Time Off Before Doctorate Helps Biology Doctoral Student Succeed
By Jordan Orris
Michael Clear jumped back into academia after 2 1/2 successful years in private industry. After graduating with a Bachelor’s degree in Environmental Science, concentrating in marine microbiology, from UNC Chapel Hill, Clear began working at a biofuel company that makes ethanol out of algae.
The first part of his career was as a researcher, conducting research by analyzing microorganisms present in bioreactors, and trying to figure out how to manipulate them to maximize profit. He later transferred within the company to the biorefinery onsite to help develop procedures and train people in management of the field, using a mixture of engineering and biology. He even had the opportunity to travel to India to train others at a similar site.

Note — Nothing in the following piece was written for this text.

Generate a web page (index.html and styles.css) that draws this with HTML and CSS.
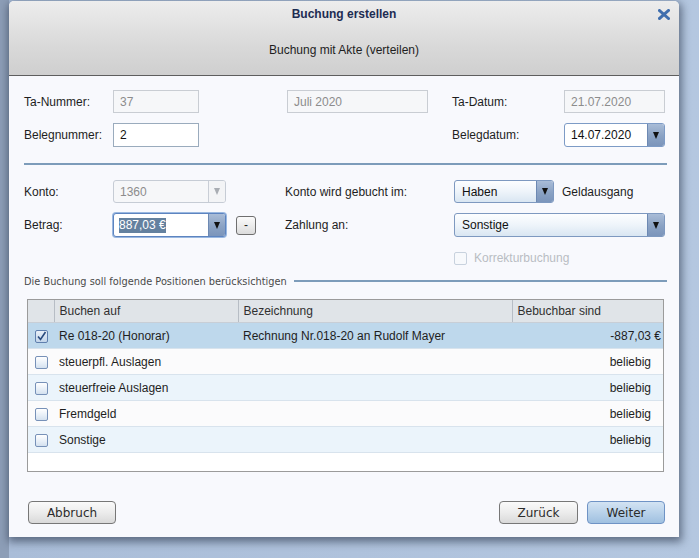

However, as many graduate students find, especially in the sciences, there is not much upward mobility without further advanced degrees. Clear found it difficult to rise within the ranks of his company with solely a bachelor’s degree: “I knew if I wanted to keep doing cool research, I needed to go back to school. It was a no-brainer.”
Time out of school in pursuing a career before returning to graduate education is a great way to explore the “real world”, determine if you are happy in your chosen career path, save up for graduate tuition, and strengthen an application with experience.
“It wasn’t a big transition for me to come back,” Clear says. He jumped right into research, and is now in his fourth year of his PhD in Biology, focusing in Microbiology. He works in Dr. Erik Hom’s lab, researching fungal algal mutualism: how microbes interact with each other, and if there are rules to their relationships. He works with fungi and algae that form mutualisms, which occur when two organisms work together to help each other, and researches to discover “the magic that make these cooperations work.”
Soon to be armed with his doctorate, Clear says he is “not afraid to go back into industry.” He says he is open to academia, and desires post-doc work, but is ready to see where his passion takes him.